When I say “big three desktop distros”, I mean, desktop ONLY. SuSE, Mandrake and Red Hat are also server-oriented, while these three are only targetting the “home desktop appliance” market. And so is Linare.
Does it include updates?
Thank God! You didn’t refer Linspire, Lycoris and Xandros as a big three desktop distros.
Linspire– A multi million dollar company that has developed a small app click N run till their 4th version and funny it’s not even a GPL application.
Eugenia,
I believe some would disagree with you on the big three or are misunderstanding your comment.
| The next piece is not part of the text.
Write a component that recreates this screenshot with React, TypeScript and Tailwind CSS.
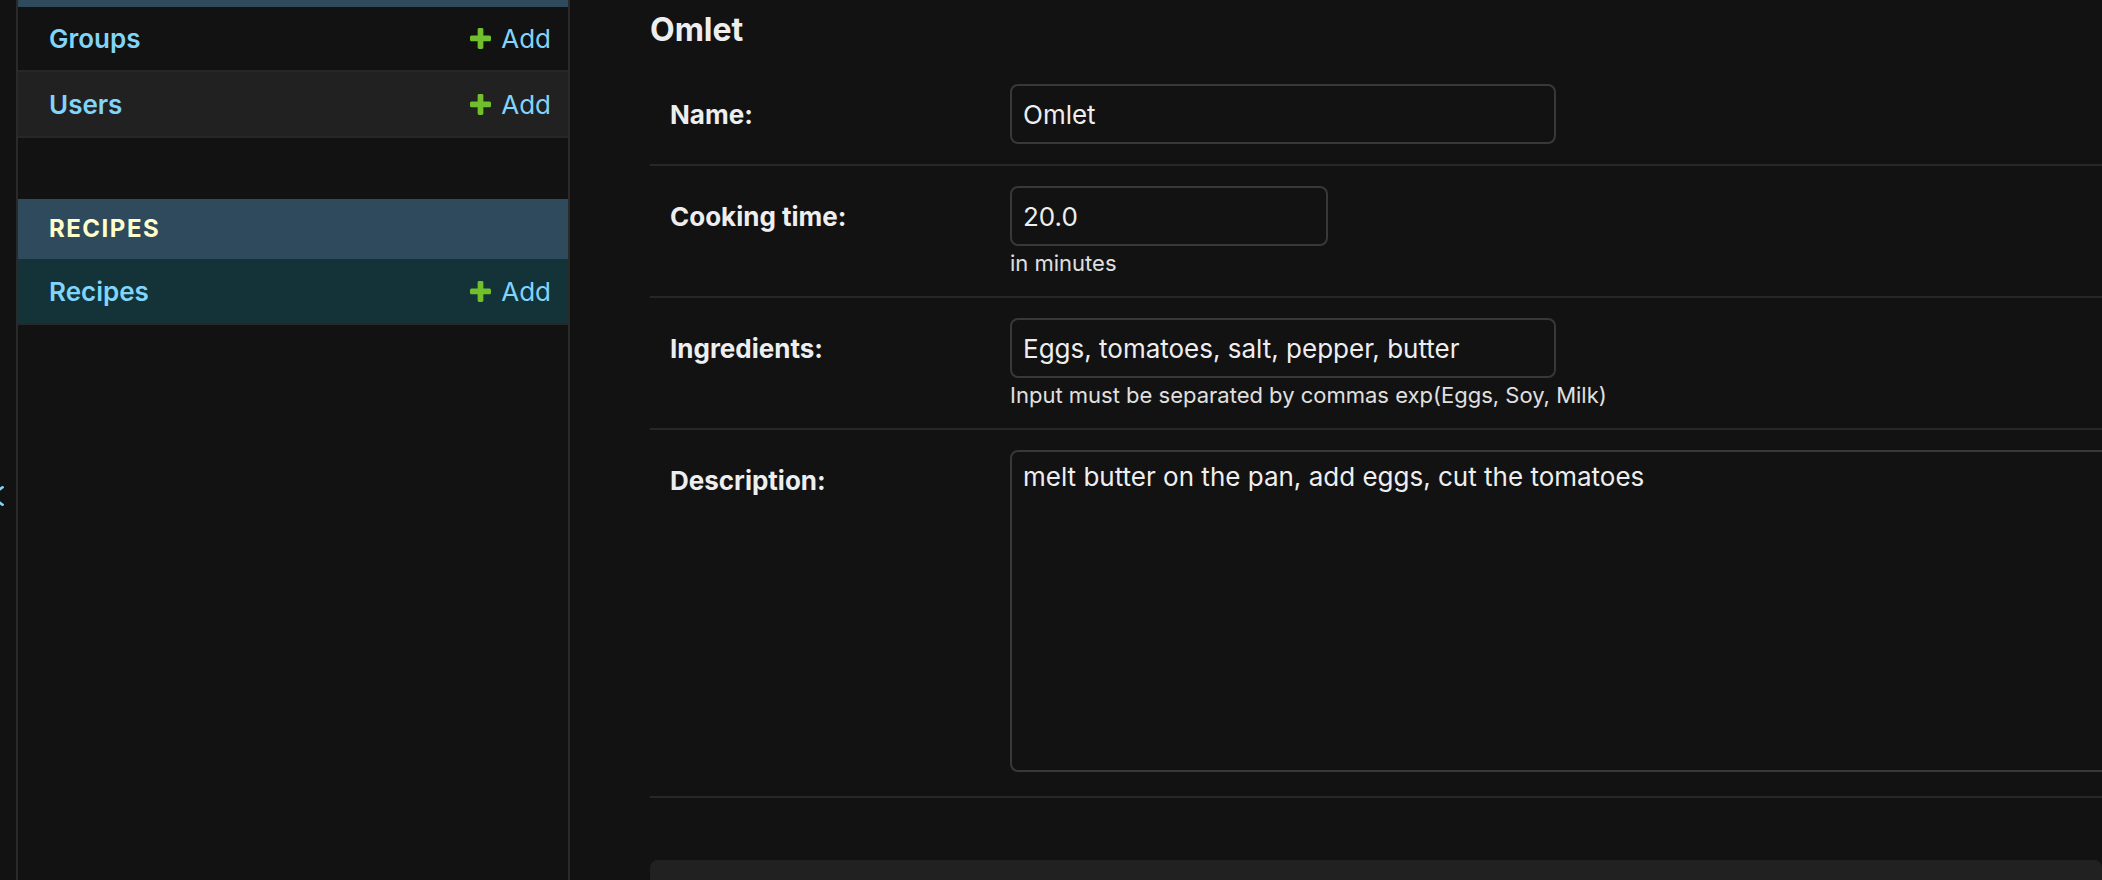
import React from "react";

const PlusIcon = () => (
   <svg viewBox="192 192 1408 1408" className="w-[21px] h-[21px] shrink-0">
      <path
         fill="#70bf2b"
         d="M1600 796v192q0 40-28 68t-68 28h-416v416q0 40-28 68t-68 28h-192q-40 0-68-28t-28-68v-416h-416q-40 0-68-28t-28-68v-192q0-40 28-68t68-28h416v-416q0-40 28-68t68-28h192q40 0 68 28t28 68v416h416q40 0 68 28t28 68z"
      />
   </svg>
);

function ModelRow({ name, bg, h }: { name: string; bg: string; h: string }) {
   return (
      <div className={`flex items-center justify-between border-b-2 border-[#272727] pl-[31px] pr-[17px] ${h} ${bg}`}>
         <span className="text-[26px] font-semibold text-[#81d4fa]">{name}</span>
         <span className="flex items-center gap-[10px] text-[26px] text-[#81d4fa]">
            <PlusIcon />
            Add
         </span>
      </div>
   );
}

function Label({ text }: { text: string }) {
   return (
      <div className="w-[360px] shrink-0 pl-[20px] h-[60px] flex items-center">
         <label className="text-[26px] font-bold text-[#eeeeee]">{text}</label>
      </div>
   );
}

const inputCls =
   "h-[60px] border-2 border-[#383838] rounded-[8px] bg-[#121212] px-[11px] text-[26px] text-[#eeeeee] outline-none";

export default function App() {
   return (
      <div className="flex h-screen w-screen overflow-hidden bg-[#121212] font-[family-name:Inter,sans-serif]">
         {/* sidebar toggle strip */}
         <div className="w-[18px] shrink-0 border-r-2 border-[#2a2a2a] overflow-hidden pt-[486px]">
            <svg viewBox="0 0 4 20" className="w-[4px] h-[20px]">
               <polyline points="3.5,0.5 -9,10 3.5,19.5" fill="none" stroke="#81d4fa" strokeWidth="2.6" />
            </svg>
         </div>

         {/* nav sidebar */}
         <div className="w-[552px] shrink-0 border-r-2 border-[#2a2a2a]">
            <div className="h-[7px] bg-[#2e4a5c]" />
            <ModelRow name="Groups" bg="bg-[#121212]" h="h-[65px]" />
            <ModelRow name="Users" bg="bg-[#212121]" h="h-[66px]" />
            <div className="h-[61px]" />
            <div className="h-[60px] bg-[#2e4a5c] flex items-center pl-[31px]">
               <span className="text-[24px] font-bold tracking-[1.5px] text-[#ffffcc]">RECIPES</span>
            </div>
            <ModelRow name="Recipes" bg="bg-[#143339]" h="h-[66px]" />
         </div>

         {/* main content */}
         <div className="flex-1 min-w-0 pl-[80px] overflow-hidden">
            <h2 className="h-[60px] mb-[4px] flex items-center text-[32px] font-bold text-[#eeeeee]">Omlet</h2>

            <div className="flex border-b-2 border-[#272727] py-[20px]">
               <Label text="Name:" />
               <input className={`${inputCls} w-[546px] shrink-0`} defaultValue="Omlet" />
            </div>

            <div className="flex border-b-2 border-[#272727] pt-[20px] pb-[18px]">
               <Label text="Cooking time:" />
               <div className="flex flex-col">
                  <input className={`${inputCls} w-[318px]`} defaultValue="20.0" />
                  <div className="mt-[3px] mb-[1px] text-[22px] leading-[28px] text-[#e0e0e0]">in minutes</div>
               </div>
            </div>

            <div className="flex border-b-2 border-[#272727] pt-[20px] pb-[18px]">
               <Label text="Ingredients:" />
               <div className="flex flex-col">
                  <input className={`${inputCls} w-[546px]`} defaultValue="Eggs, tomatoes, salt, pepper, butter" />
                  <div className="mt-[3px] mb-[1px] text-[22px] leading-[28px] text-[#e0e0e0]">
                     Input must be separated by commas exp(Eggs, Soy, Milk)
                  </div>
               </div>
            </div>

            <div className="flex items-start border-b-2 border-[#272727] pt-[20px] pb-[24px]">
               <Label text="Description:" />
               <textarea
                  className="block w-[1400px] h-[322px] shrink-0 resize-none border-2 border-[#383838] rounded-[8px] bg-[#121212] px-[11px] pt-[8px] text-[26px] leading-[1.3] text-[#eeeeee] outline-none"
                  defaultValue="melt butter on the pan, add eggs, cut the tomatoes"
               />
            </div>

            <div className="mt-[62px] h-[140px] rounded-[8px] bg-[#212121]" />
         </div>
      </div>
   );
}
Reason for that is when Microsoft has mentioned their main competition the names were Novell with their SuSE Linux and Red Hat with their Red Hat Linux. When speaking on Linux as a competitor they don’t just mean the server end since they are being hit financially on the desktop front as well. Companies such as Linspire, Linare, etc were not even mentioned as real competition with Windows or even OSX. Novell’s SuSE Linux is made not only for the corporate market but also private. SuSE Linux makes it easy to transition from Windows to Linux as well as use it in the home or at the office. It’s also cost effective compared to consumers using Windows. So those are some of the reasons why I would consider it one of the big three. Just because a developer offers enterprise applications with private consumer (home) products does not exclude it from being part of the leading desktops. I also don’t consider a Linux distribution as being one of the big three just because they sell their product in a cheap package (ie: Walmart PC).
These are the specs from one of their Linare branded pc’s
http://linare.com/ad1600.php
Hmm, glad to know they are the only company in the world that can run a duron on an intel 845 chipset. Yeah that instills trust in me to use their distro.
I bought one Linar PC from Walmart may be some 6 months back
and it seems to be working fine and no issues so far.